9.1. Pajak Penghasilan (PPh) Pemberi Hibah

Umumnya, setiap penghasilan yang diterima oleh Wajib Pajak akan dikenakan Pajak Penghasilan (PPh). Namun, ada pengecualian untuk akta hibah, yang diatur dalam Undang-Undang Pajak Penghasilan.

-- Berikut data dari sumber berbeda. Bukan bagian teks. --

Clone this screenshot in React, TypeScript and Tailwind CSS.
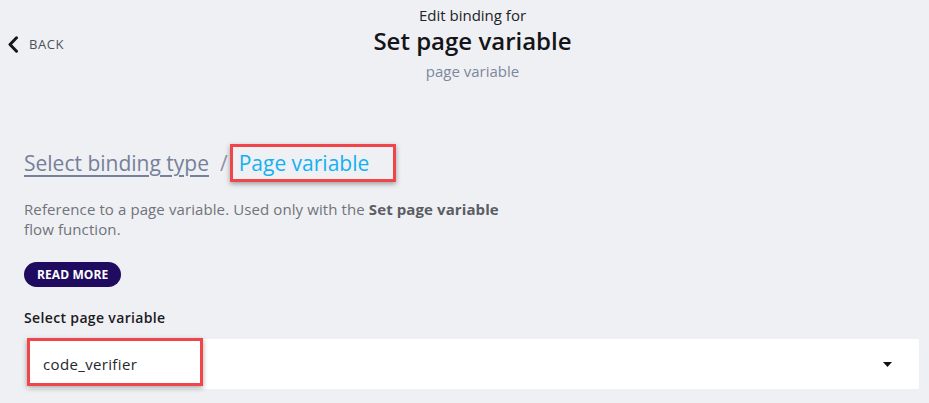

Berdasarkan Pasal 4 ayat (3) huruf a angka 2 Undang-Undang PPh, hibah yang diterima oleh keluarga sedarah dalam garis keturunan lurus satu derajat, badan keagamaan, badan pendidikan, badan sosial, termasuk yayasan, koperasi, atau usaha mikro, kecil, dan menengah (UMKM) tidak terutang PPh bagi penerima. Namun, dalam konteks pemberi hibah, hibah tersebut juga tidak dikenakan PPh jika penerima hibah masuk dalam kategori yang disebutkan tadi dan tidak ada hubungan usaha, pekerjaan, kepemilikan, atau penguasaan antara pihak-pihak yang bersangkutan.

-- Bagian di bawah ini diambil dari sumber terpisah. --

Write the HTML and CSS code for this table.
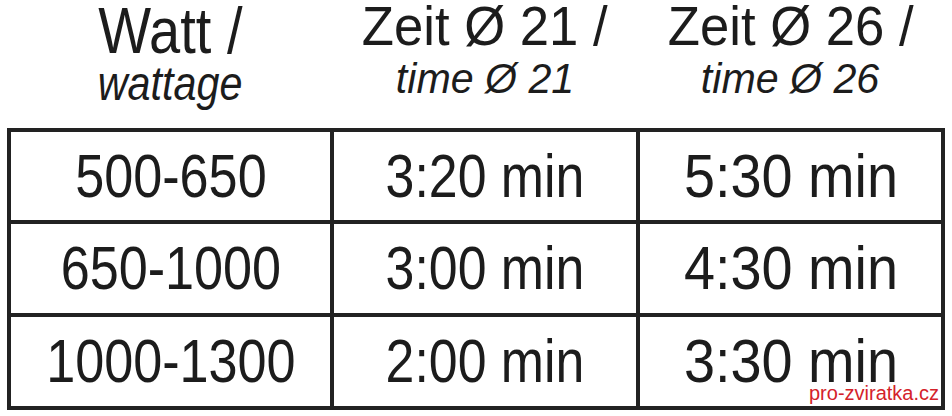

Detail Pengecualian PPh Pemberi Hibah:
Hibah yang diterima oleh:

  1. Keluarga sedarah dalam garis keturunan lurus satu derajat (yaitu, orang tua kandung ke anak kandung, atau anak kandung ke orang tua kandung).
  2. Badan keagamaan.
  3. Badan pendidikan.
  4. Badan sosial, termasuk yayasan.
  5. Koperasi.
  6. Orang pribadi yang menjalankan usaha mikro dan kecil (UMKM).

Jika hibah diberikan kepada pihak di luar kategori tersebut (misalnya, ke saudara kandung, paman, bibi, atau teman), maka hibah tersebut akan dianggap sebagai penghasilan bagi penerima dan terutang PPh. Bagi pemberi, hibah ini mungkin perlu dilaporkan dalam SPT Tahunan meskipun tidak selalu terutang PPh dari sisi pemberi, melainkan mengurangi aset yang dimilikinya. Namun, jika hibah tersebut merupakan bagian dari skema penghindaran pajak atau menyamarkan transaksi lain, otoritas pajak dapat melakukan koreksi.

9.2. Bea Perolehan Hak atas Tanah dan Bangunan (BPHTB) Penerima Hibah

Bea Perolehan Hak atas Tanah dan Bangunan (BPHTB) adalah pajak yang dikenakan atas perolehan hak atas tanah dan/atau bangunan. Dalam konteks akta hibah, BPHTB wajib dibayar oleh penerima hibah. Ini berlaku untuk setiap pengalihan hak atas tanah dan/atau bangunan, termasuk melalui hibah.

9.3. Bea Balik Nama (BBN)

Selain BPHTB, penerima hibah juga akan dikenakan Bea Balik Nama (BBN) untuk pengalihan kepemilikan aset, khususnya tanah dan bangunan. BBN ini adalah biaya administrasi yang dibayarkan ke Kantor Pertanahan untuk mengubah nama pemilik yang tertera dalam sertifikat. Besaran BBN biasanya dihitung berdasarkan persentase tertentu dari nilai jual objek pajak.

Untuk kendaraan bermotor yang dihibahkan, proses balik nama STNK dan BPKB juga akan dikenakan biaya administrasi dan pajak kendaraan bermotor (PKB) yang harus dibayar oleh penerima hibah.

9.4. Pentingnya Pelaporan Pajak

Baik pemberi maupun penerima hibah memiliki kewajiban untuk melaporkan hibah tersebut dalam Surat Pemberitahuan (SPT) Tahunan Pajak mereka.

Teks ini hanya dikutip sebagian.